The Justice Department’s Antitrust Division filed a civil antitrust lawsuit in the U.S. District Court for the District of Columbia to block the proposed merger. At the same time, the Division filed a proposed settlement that, if approved by the court, would resolve the suit by remedying the competitive harms alleged in the complaint, through the divestitures and related conditions.

This is standard procedure for getting a merger acquisition cleared by DOJ.

“Without the required divestitures, Gray’s merger with Raycom threatens serious competitive harm to cable subscribers and small businesses,” Assistant Attorney General Makan Delrahim, of the Justice Department’s Antitrust Division, said. “I am pleased, however, that we have been able to reach a speedy and complete resolution of the Division’s concerns, thanks in part to the parties’ commitment to engage in good faith settlement talks from the outset of our investigation.”

According to the complaint, without the divestitures the merger would eliminate head-to-head competition between Gray and Raycom in the nine local markets in which the divestitures are being required.

In each of those markets, the transaction would increase the number of “Big Four” affiliate stations owned by Gray (i.e., affiliates of NBC, CBS, ABC, or FOX), leaving Gray with two or more Big Four stations in each area.

The divestiture markets are Knoxville, Tennessee; Toledo, Ohio; Waco–Temple–Bryan, Texas; Tallahassee, Florida–Thomasville, Georgia; Augusta, Georgia; Odessa-Midland, Texas; Panama City, Florida; Albany, Georgia; and Dothan, Alabama.

American Cable Association President/CEO Matthew M. Polka applauded the condition of resolving a court challenge to the proposed $3.6 billion merger.

“As DOJ found, permitting the merger without these divestitures would have substantially lessened competition in violation of applicable anti-trust law,” Polka said. “ACA agrees with DOJ’s assessment that absent the divestitures in the nine markets, the Gray-Raycom merger would cause serious harm to pay-TV subscribers and small businesses. DOJ correctly concluded that the ‘combined company would likely charge cable and satellite companies higher retransmission fees to carry the combined company’s broadcast stations, resulting in higher monthly cable and satellite bills for millions of Americans.’”

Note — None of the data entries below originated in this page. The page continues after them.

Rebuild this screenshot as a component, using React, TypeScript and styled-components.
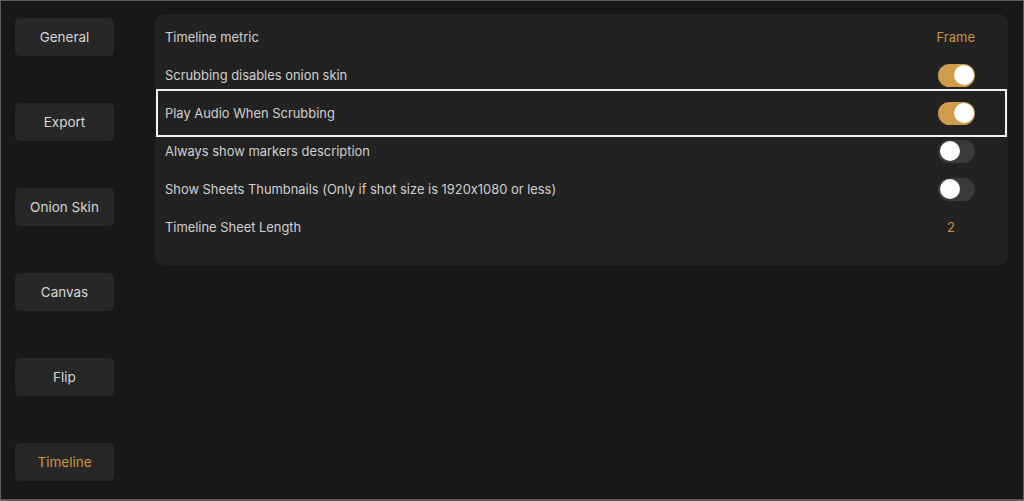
import styled, { createGlobalStyle } from 'styled-components'

const GlobalStyle = createGlobalStyle`
  html, body {
    margin: 0;
    padding: 0;
    background: #181818;
  }
  body {
    font-family: Inter, "Liberation Sans", sans-serif;
    font-feature-settings: 'calt' 0;
  }
`

const tabs = ['General', 'Export', 'Onion Skin', 'Canvas', 'Flip', 'Timeline']

type Setting =
  | { label: string, kind: 'value', value: string, inset: number }
  | { label: string, kind: 'toggle', on: boolean }

const settings: Setting[] = [
  { label: 'Timeline metric', kind: 'value', value: 'Frame', inset: 0 },
  { label: 'Scrubbing disables onion skin', kind: 'toggle', on: true },
  { label: 'Play Audio When Scrubbing', kind: 'toggle', on: true },
  { label: 'Always show markers description', kind: 'toggle', on: false },
  { label: 'Show Sheets Thumbnails (Only if shot size is 1920x1080 or less)', kind: 'toggle', on: false },
  { label: 'Timeline Sheet Length', kind: 'value', value: '2', inset: 20 }
]

function App () {
  return (
    <>
      <GlobalStyle />
      <Screen>
        <Sidebar>
          {tabs.map(t => (
            <TabButton key={t} $active={t === 'Timeline'}>{t}</TabButton>
          ))}
        </Sidebar>
        <Panel>
          {settings.map((s, i) => (
            <Row key={s.label} $focused={i === 2}>
              <Label>{s.label}</Label>
              {s.kind === 'value'
                ? <Value $inset={s.inset}>{s.value}</Value>
                : <Switch $on={s.on}><Knob /></Switch>}
            </Row>
          ))}
        </Panel>
      </Screen>
    </>
  )
}

const Screen = styled.div`
  box-sizing: border-box;
  width: 1024px;
  height: 501px;
  border: 1px solid #5c5c5c;
  border-bottom-width: 2px;
  background: #181818;
  display: flex;
  align-items: flex-start;
  overflow: hidden;
`
const Sidebar = styled.nav`
  display: flex;
  flex-direction: column;
  gap: 47px;
  padding: 17px 0 0 14px;
`
const TabButton = styled.div<{ $active?: boolean }>`
  width: 99px;
  height: 38px;
  border-radius: 5px;
  background: #272727;
  display: flex;
  align-items: center;
  justify-content: center;
  font-size: 13.5px;
  color: ${p => p.$active ? '#c8953f' : '#d6d6d6'};
`
const Panel = styled.section`
  margin: 13px 0 0 41px;
  width: 853px;
  box-sizing: border-box;
  padding: 4px 0 19px;
  border-radius: 9px;
  background: #222222;
`
const Row = styled.div<{ $focused?: boolean }>`
  position: relative;
  height: 38px;
  display: flex;
  align-items: center;
  justify-content: space-between;
  padding: 0 33px 0 10px;

  ${p => p.$focused && `
    &::after {
      content: '';
      position: absolute;
      top: -5px;
      bottom: -5px;
      left: 1px;
      right: 1px;
      border: 2px solid #f2f2f2;
      pointer-events: none;
    }
  `}
`
const Label = styled.span`
  font-size: 12.9px;
  color: #d0d0d0;
`
const Value = styled.span<{ $inset: number }>`
  font-size: 13px;
  color: #c8953f;
  margin-right: ${p => p.$inset}px;
`
const Switch = styled.div<{ $on: boolean }>`
  width: 37px;
  height: 23px;
  border-radius: 12px;
  background: ${p => p.$on ? '#cf9c4b' : '#3a3a3a'};
  box-sizing: border-box;
  padding: 1.5px;
  display: flex;
  justify-content: ${p => p.$on ? 'flex-end' : 'flex-start'};
`
const Knob = styled.div`
  width: 20px;
  height: 20px;
  border-radius: 50%;
  background: #ffffff;
`

export default App
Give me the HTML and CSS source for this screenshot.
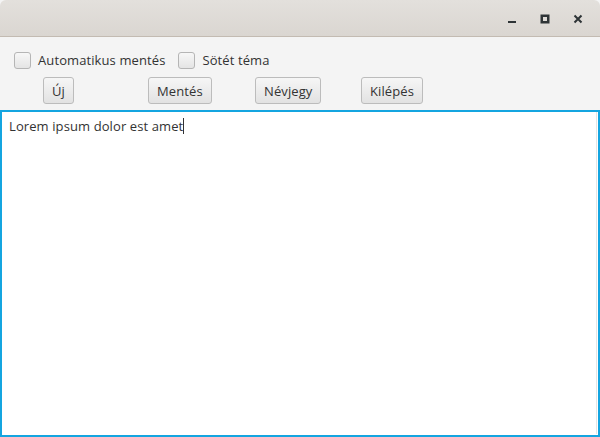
FILE: index.html
```html
<!DOCTYPE html>
<html>

<head>
    <title>Jegyzet</title>
    <meta name="viewport" content="width=device-width, initial-scale=1.0">
    <link rel="stylesheet" href="styles.css">
</head>

<body>
    <div class="titlebar">
        <button class="win-btn" title="Minimize">
            <svg width="10" height="10" viewBox="0 0 10 10"><rect x="1" y="7" width="8" height="2" fill="#2e3436"/></svg>
        </button>
        <button class="win-btn" title="Maximize">
            <svg width="10" height="10" viewBox="0 0 10 10"><rect x="1.75" y="1.75" width="6.5" height="6.5" fill="none" stroke="#2e3436" stroke-width="2.5"/></svg>
        </button>
        <button class="win-btn" title="Close">
            <svg width="10" height="10" viewBox="0 0 10 10"><path d="M1.5 1.5 L8.5 8.5 M8.5 1.5 L1.5 8.5" stroke="#2e3436" stroke-width="2"/></svg>
        </button>
    </div>
    <div class="content">
        <div class="options">
            <label class="check"><span class="box"></span>Automatikus mentés</label>
            <label class="check"><span class="box"></span>Sötét téma</label>
        </div>
        <div class="buttons">
            <div class="cell"><button class="btn">Új</button></div>
            <div class="cell"><button class="btn">Mentés</button></div>
            <div class="cell"><button class="btn">Névjegy</button></div>
            <div class="cell"><button class="btn">Kilépés</button></div>
        </div>
        <div class="editor">
            <div class="editor-inner">Lorem ipsum dolor est amet<span class="caret"></span></div>
        </div>
    </div>
</body>

</html>
```

FILE: styles.css
```css
* {
    box-sizing: border-box;
    padding: 0;
    margin: 0;
}

body {
    width: 600px;
    height: 437px;
    overflow: hidden;
    background: #f4f4f4;
    font-family: "Open Sans", "Noto Sans", sans-serif;
    font-size: 13px;
    letter-spacing: 0.1px;
    color: #333333;
    display: flex;
    flex-direction: column;
}

.titlebar {
    height: 37px;
    flex: none;
    display: flex;
    justify-content: flex-end;
    align-items: center;
    padding-right: 6px;
    padding-top: 1px;
    background: linear-gradient(#e3e0dc, #dad6d1);
    border-bottom: 1px solid #c3bbb2;
    border-radius: 6px 6px 0 0;
}

.win-btn {
    width: 33px;
    height: 24px;
    border: 0;
    background: transparent;
    display: flex;
    align-items: center;
    justify-content: center;
}

.content {
    flex: 1;
    display: flex;
    flex-direction: column;
}

.options {
    display: flex;
    gap: 13px;
    padding: 14px 0 0 14px;
    height: 40px;
}

.check {
    display: flex;
    align-items: center;
    height: 18px;
    gap: 7px;
    color: #333333;
}

.box {
    width: 17px;
    height: 17px;
    border: 1px solid #b5b5b5;
    border-radius: 3px;
    background: linear-gradient(#f7f7f7, #e4e4e4);
}

.buttons {
    display: grid;
    grid-template-columns: 105px 107px 106px 106px;
    padding-left: 43px;
    height: 33px;
}

.btn {
    height: 27px;
    padding: 0 8px;
    font-family: inherit;
    font-size: 13px;
    letter-spacing: 0.1px;
    color: #333333;
    border: 1px solid #bcbcbc;
    border-radius: 3px;
    background: linear-gradient(#f6f6f6, #e2e2e2);
}

.cell {
    display: flex;
}

.editor {
    flex: 1;
    border: 2px solid #14a5e0;
    background: #ffffff;
    padding: 0 1px 1px 0;
}

.editor-inner {
    height: 100%;
    padding: 5px 7px;
    line-height: 18px;
    color: #333333;
    border-right: 1px solid #e4e4e4;
}

.caret {
    display: inline-block;
    width: 1px;
    height: 16px;
    background: #333333;
    vertical-align: -3px;
}
```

Polka added that his organization is pleased that DOJ “will not tolerate a merger that would eliminate a major competitor in a local TV market and would give Gray enormous pricing leverage over multichannel video programming distributors (MVPDs), especially smaller ones. The divestiture mandate also reduces the disruptive impact of signal blackouts involving two Big Four (i.e., affiliates of NBC, CBS, ABC, or FOX) stations in the same local market.”

As a result of the merger, the combined company would likely charge cable and satellite companies higher retransmission fees to carry the combined company’s broadcast stations, resulting in higher monthly cable and satellite bills for millions of Americans.

The merger would also enable the company to charge local businesses and other advertisers higher prices for spot advertising in the divestiture markets. Businesses rely on competition among broadcast station owners to obtain reasonable advertising prices. Gray and Raycom compete with one another for the business of local advertisers, and the proposed merger would eliminate that competition, harming local businesses.

The Antitrust Division has determined that the divestitures would resolve antitrust concerns related to the licensing of Big Four television retransmission consent and the sale of broadcast television spot advertising that would otherwise result from the merger. The divestitures required under the settlement announced today would, if approved by the court, require Gray to sell the Big Four affiliate stations currently owned by either Raycom or Gray in each of the nine markets where the companies have Big Four overlaps. The settlement requires that the divestitures be accomplished in such a way as to satisfy the United States that the divested stations and associated assets will be used by the buyers as part of a viable, ongoing commercial television broadcasting business.